Reproduce the listing that follows with no differences at all.

— BEGIN —

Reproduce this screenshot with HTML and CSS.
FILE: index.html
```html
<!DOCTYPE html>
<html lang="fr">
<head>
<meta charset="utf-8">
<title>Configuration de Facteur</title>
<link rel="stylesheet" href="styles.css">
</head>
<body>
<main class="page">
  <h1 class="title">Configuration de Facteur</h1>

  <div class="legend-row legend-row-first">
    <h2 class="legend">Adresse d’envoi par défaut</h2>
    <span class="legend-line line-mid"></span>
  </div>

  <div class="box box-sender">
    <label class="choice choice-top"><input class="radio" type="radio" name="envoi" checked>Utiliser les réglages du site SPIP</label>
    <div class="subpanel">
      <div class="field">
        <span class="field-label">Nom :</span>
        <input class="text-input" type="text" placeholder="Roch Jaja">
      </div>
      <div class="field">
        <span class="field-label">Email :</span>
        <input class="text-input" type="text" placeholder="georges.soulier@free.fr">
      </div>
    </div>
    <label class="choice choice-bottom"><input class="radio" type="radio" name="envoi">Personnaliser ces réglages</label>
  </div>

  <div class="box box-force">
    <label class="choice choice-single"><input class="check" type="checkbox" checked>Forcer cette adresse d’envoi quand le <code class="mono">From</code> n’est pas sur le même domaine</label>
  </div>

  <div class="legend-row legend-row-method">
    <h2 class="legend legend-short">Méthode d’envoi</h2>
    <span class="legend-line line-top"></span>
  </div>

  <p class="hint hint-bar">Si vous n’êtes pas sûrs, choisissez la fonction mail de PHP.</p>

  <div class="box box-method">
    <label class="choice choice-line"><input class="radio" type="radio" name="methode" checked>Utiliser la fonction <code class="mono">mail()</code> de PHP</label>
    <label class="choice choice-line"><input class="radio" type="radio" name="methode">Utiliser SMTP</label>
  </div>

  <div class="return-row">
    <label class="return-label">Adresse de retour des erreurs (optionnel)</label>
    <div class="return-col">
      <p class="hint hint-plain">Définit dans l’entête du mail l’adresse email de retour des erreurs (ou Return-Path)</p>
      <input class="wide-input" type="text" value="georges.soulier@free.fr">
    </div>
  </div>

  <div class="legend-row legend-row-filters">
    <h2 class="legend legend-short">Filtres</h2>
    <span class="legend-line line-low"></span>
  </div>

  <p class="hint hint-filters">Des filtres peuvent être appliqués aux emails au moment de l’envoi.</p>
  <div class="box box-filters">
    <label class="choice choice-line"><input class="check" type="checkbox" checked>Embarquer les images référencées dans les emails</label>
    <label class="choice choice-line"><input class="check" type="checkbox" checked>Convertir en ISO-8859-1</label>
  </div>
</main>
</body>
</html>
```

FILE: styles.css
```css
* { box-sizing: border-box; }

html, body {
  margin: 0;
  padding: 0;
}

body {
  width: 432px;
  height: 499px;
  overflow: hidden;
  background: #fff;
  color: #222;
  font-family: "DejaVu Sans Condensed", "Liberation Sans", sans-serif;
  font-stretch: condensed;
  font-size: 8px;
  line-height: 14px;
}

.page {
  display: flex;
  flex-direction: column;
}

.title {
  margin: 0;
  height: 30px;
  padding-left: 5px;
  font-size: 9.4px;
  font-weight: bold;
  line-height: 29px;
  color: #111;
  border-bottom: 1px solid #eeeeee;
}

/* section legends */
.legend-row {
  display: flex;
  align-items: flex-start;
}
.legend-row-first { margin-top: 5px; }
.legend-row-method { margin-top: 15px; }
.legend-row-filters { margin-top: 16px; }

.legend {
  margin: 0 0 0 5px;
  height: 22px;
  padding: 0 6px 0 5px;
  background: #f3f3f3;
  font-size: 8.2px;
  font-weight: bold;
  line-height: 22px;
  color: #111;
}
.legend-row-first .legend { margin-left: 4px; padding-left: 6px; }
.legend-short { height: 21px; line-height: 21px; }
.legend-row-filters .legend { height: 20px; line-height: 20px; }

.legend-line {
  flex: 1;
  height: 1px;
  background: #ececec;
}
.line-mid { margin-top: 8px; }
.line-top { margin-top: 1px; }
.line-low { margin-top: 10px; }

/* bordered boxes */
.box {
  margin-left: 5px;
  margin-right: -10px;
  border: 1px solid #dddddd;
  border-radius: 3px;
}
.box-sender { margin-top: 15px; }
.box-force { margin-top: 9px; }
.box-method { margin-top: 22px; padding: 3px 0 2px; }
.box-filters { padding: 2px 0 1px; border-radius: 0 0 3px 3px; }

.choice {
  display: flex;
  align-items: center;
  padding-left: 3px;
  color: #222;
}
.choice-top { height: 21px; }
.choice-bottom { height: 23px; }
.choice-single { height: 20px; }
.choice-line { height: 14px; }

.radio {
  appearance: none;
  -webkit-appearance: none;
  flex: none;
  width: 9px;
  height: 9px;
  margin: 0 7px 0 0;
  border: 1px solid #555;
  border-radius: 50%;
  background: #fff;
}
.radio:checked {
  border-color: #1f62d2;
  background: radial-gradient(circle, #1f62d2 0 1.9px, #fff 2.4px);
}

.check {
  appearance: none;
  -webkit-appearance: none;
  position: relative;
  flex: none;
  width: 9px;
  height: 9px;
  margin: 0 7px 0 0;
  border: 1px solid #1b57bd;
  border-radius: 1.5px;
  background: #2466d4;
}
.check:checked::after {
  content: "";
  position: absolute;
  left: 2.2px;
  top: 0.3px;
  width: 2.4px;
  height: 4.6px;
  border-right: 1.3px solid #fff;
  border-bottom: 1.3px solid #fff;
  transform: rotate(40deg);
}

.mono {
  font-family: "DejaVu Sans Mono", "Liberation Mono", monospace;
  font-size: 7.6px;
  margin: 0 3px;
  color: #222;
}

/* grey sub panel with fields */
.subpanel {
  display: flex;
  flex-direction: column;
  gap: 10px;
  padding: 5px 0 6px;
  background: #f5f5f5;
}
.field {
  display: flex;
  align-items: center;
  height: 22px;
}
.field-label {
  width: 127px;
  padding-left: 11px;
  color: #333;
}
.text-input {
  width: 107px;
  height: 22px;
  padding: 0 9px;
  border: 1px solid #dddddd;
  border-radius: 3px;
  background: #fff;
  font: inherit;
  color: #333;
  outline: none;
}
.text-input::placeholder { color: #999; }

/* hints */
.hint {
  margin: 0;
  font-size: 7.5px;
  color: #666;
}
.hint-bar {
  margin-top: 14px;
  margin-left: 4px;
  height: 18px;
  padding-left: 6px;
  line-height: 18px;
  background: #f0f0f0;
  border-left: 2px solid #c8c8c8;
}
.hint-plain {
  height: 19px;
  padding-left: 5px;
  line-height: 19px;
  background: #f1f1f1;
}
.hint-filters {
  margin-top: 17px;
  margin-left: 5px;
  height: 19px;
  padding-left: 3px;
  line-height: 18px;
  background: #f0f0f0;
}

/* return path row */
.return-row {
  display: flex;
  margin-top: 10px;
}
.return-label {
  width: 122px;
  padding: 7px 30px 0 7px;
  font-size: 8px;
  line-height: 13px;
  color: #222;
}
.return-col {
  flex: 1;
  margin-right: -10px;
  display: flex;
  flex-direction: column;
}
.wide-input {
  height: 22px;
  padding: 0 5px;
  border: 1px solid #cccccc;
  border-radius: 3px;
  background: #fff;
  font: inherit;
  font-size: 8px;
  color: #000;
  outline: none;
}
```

— END —

Full response:
Reproduce this screenshot with HTML and CSS.
FILE: index.html
```html
<!DOCTYPE html>
<html lang="fr">
<head>
<meta charset="utf-8">
<title>Configuration de Facteur</title>
<link rel="stylesheet" href="styles.css">
</head>
<body>
<main class="page">
  <h1 class="title">Configuration de Facteur</h1>

  <div class="legend-row legend-row-first">
    <h2 class="legend">Adresse d’envoi par défaut</h2>
    <span class="legend-line line-mid"></span>
  </div>

  <div class="box box-sender">
    <label class="choice choice-top"><input class="radio" type="radio" name="envoi" checked>Utiliser les réglages du site SPIP</label>
    <div class="subpanel">
      <div class="field">
        <span class="field-label">Nom :</span>
        <input class="text-input" type="text" placeholder="Roch Jaja">
      </div>
      <div class="field">
        <span class="field-label">Email :</span>
        <input class="text-input" type="text" placeholder="georges.soulier@free.fr">
      </div>
    </div>
    <label class="choice choice-bottom"><input class="radio" type="radio" name="envoi">Personnaliser ces réglages</label>
  </div>

  <div class="box box-force">
    <label class="choice choice-single"><input class="check" type="checkbox" checked>Forcer cette adresse d’envoi quand le <code class="mono">From</code> n’est pas sur le même domaine</label>
  </div>

  <div class="legend-row legend-row-method">
    <h2 class="legend legend-short">Méthode d’envoi</h2>
    <span class="legend-line line-top"></span>
  </div>

  <p class="hint hint-bar">Si vous n’êtes pas sûrs, choisissez la fonction mail de PHP.</p>

  <div class="box box-method">
    <label class="choice choice-line"><input class="radio" type="radio" name="methode" checked>Utiliser la fonction <code class="mono">mail()</code> de PHP</label>
    <label class="choice choice-line"><input class="radio" type="radio" name="methode">Utiliser SMTP</label>
  </div>

  <div class="return-row">
    <label class="return-label">Adresse de retour des erreurs (optionnel)</label>
    <div class="return-col">
      <p class="hint hint-plain">Définit dans l’entête du mail l’adresse email de retour des erreurs (ou Return-Path)</p>
      <input class="wide-input" type="text" value="georges.soulier@free.fr">
    </div>
  </div>

  <div class="legend-row legend-row-filters">
    <h2 class="legend legend-short">Filtres</h2>
    <span class="legend-line line-low"></span>
  </div>

  <p class="hint hint-filters">Des filtres peuvent être appliqués aux emails au moment de l’envoi.</p>
  <div class="box box-filters">
    <label class="choice choice-line"><input class="check" type="checkbox" checked>Embarquer les images référencées dans les emails</label>
    <label class="choice choice-line"><input class="check" type="checkbox" checked>Convertir en ISO-8859-1</label>
  </div>
</main>
</body>
</html>
```

FILE: styles.css
```css
* { box-sizing: border-box; }

html, body {
  margin: 0;
  padding: 0;
}

body {
  width: 432px;
  height: 499px;
  overflow: hidden;
  background: #fff;
  color: #222;
  font-family: "DejaVu Sans Condensed", "Liberation Sans", sans-serif;
  font-stretch: condensed;
  font-size: 8px;
  line-height: 14px;
}

.page {
  display: flex;
  flex-direction: column;
}

.title {
  margin: 0;
  height: 30px;
  padding-left: 5px;
  font-size: 9.4px;
  font-weight: bold;
  line-height: 29px;
  color: #111;
  border-bottom: 1px solid #eeeeee;
}

/* section legends */
.legend-row {
  display: flex;
  align-items: flex-start;
}
.legend-row-first { margin-top: 5px; }
.legend-row-method { margin-top: 15px; }
.legend-row-filters { margin-top: 16px; }

.legend {
  margin: 0 0 0 5px;
  height: 22px;
  padding: 0 6px 0 5px;
  background: #f3f3f3;
  font-size: 8.2px;
  font-weight: bold;
  line-height: 22px;
  color: #111;
}
.legend-row-first .legend { margin-left: 4px; padding-left: 6px; }
.legend-short { height: 21px; line-height: 21px; }
.legend-row-filters .legend { height: 20px; line-height: 20px; }

.legend-line {
  flex: 1;
  height: 1px;
  background: #ececec;
}
.line-mid { margin-top: 8px; }
.line-top { margin-top: 1px; }
.line-low { margin-top: 10px; }

/* bordered boxes */
.box {
  margin-left: 5px;
  margin-right: -10px;
  border: 1px solid #dddddd;
  border-radius: 3px;
}
.box-sender { margin-top: 15px; }
.box-force { margin-top: 9px; }
.box-method { margin-top: 22px; padding: 3px 0 2px; }
.box-filters { padding: 2px 0 1px; border-radius: 0 0 3px 3px; }

.choice {
  display: flex;
  align-items: center;
  padding-left: 3px;
  color: #222;
}
.choice-top { height: 21px; }
.choice-bottom { height: 23px; }
.choice-single { height: 20px; }
.choice-line { height: 14px; }

.radio {
  appearance: none;
  -webkit-appearance: none;
  flex: none;
  width: 9px;
  height: 9px;
  margin: 0 7px 0 0;
  border: 1px solid #555;
  border-radius: 50%;
  background: #fff;
}
.radio:checked {
  border-color: #1f62d2;
  background: radial-gradient(circle, #1f62d2 0 1.9px, #fff 2.4px);
}

.check {
  appearance: none;
  -webkit-appearance: none;
  position: relative;
  flex: none;
  width: 9px;
  height: 9px;
  margin: 0 7px 0 0;
  border: 1px solid #1b57bd;
  border-radius: 1.5px;
  background: #2466d4;
}
.check:checked::after {
  content: "";
  position: absolute;
  left: 2.2px;
  top: 0.3px;
  width: 2.4px;
  height: 4.6px;
  border-right: 1.3px solid #fff;
  border-bottom: 1.3px solid #fff;
  transform: rotate(40deg);
}

.mono {
  font-family: "DejaVu Sans Mono", "Liberation Mono", monospace;
  font-size: 7.6px;
  margin: 0 3px;
  color: #222;
}

/* grey sub panel with fields */
.subpanel {
  display: flex;
  flex-direction: column;
  gap: 10px;
  padding: 5px 0 6px;
  background: #f5f5f5;
}
.field {
  display: flex;
  align-items: center;
  height: 22px;
}
.field-label {
  width: 127px;
  padding-left: 11px;
  color: #333;
}
.text-input {
  width: 107px;
  height: 22px;
  padding: 0 9px;
  border: 1px solid #dddddd;
  border-radius: 3px;
  background: #fff;
  font: inherit;
  color: #333;
  outline: none;
}
.text-input::placeholder { color: #999; }

/* hints */
.hint {
  margin: 0;
  font-size: 7.5px;
  color: #666;
}
.hint-bar {
  margin-top: 14px;
  margin-left: 4px;
  height: 18px;
  padding-left: 6px;
  line-height: 18px;
  background: #f0f0f0;
  border-left: 2px solid #c8c8c8;
}
.hint-plain {
  height: 19px;
  padding-left: 5px;
  line-height: 19px;
  background: #f1f1f1;
}
.hint-filters {
  margin-top: 17px;
  margin-left: 5px;
  height: 19px;
  padding-left: 3px;
  line-height: 18px;
  background: #f0f0f0;
}

/* return path row */
.return-row {
  display: flex;
  margin-top: 10px;
}
.return-label {
  width: 122px;
  padding: 7px 30px 0 7px;
  font-size: 8px;
  line-height: 13px;
  color: #222;
}
.return-col {
  flex: 1;
  margin-right: -10px;
  display: flex;
  flex-direction: column;
}
.wide-input {
  height: 22px;
  padding: 0 5px;
  border: 1px solid #cccccc;
  border-radius: 3px;
  background: #fff;
  font: inherit;
  font-size: 8px;
  color: #000;
  outline: none;
}
```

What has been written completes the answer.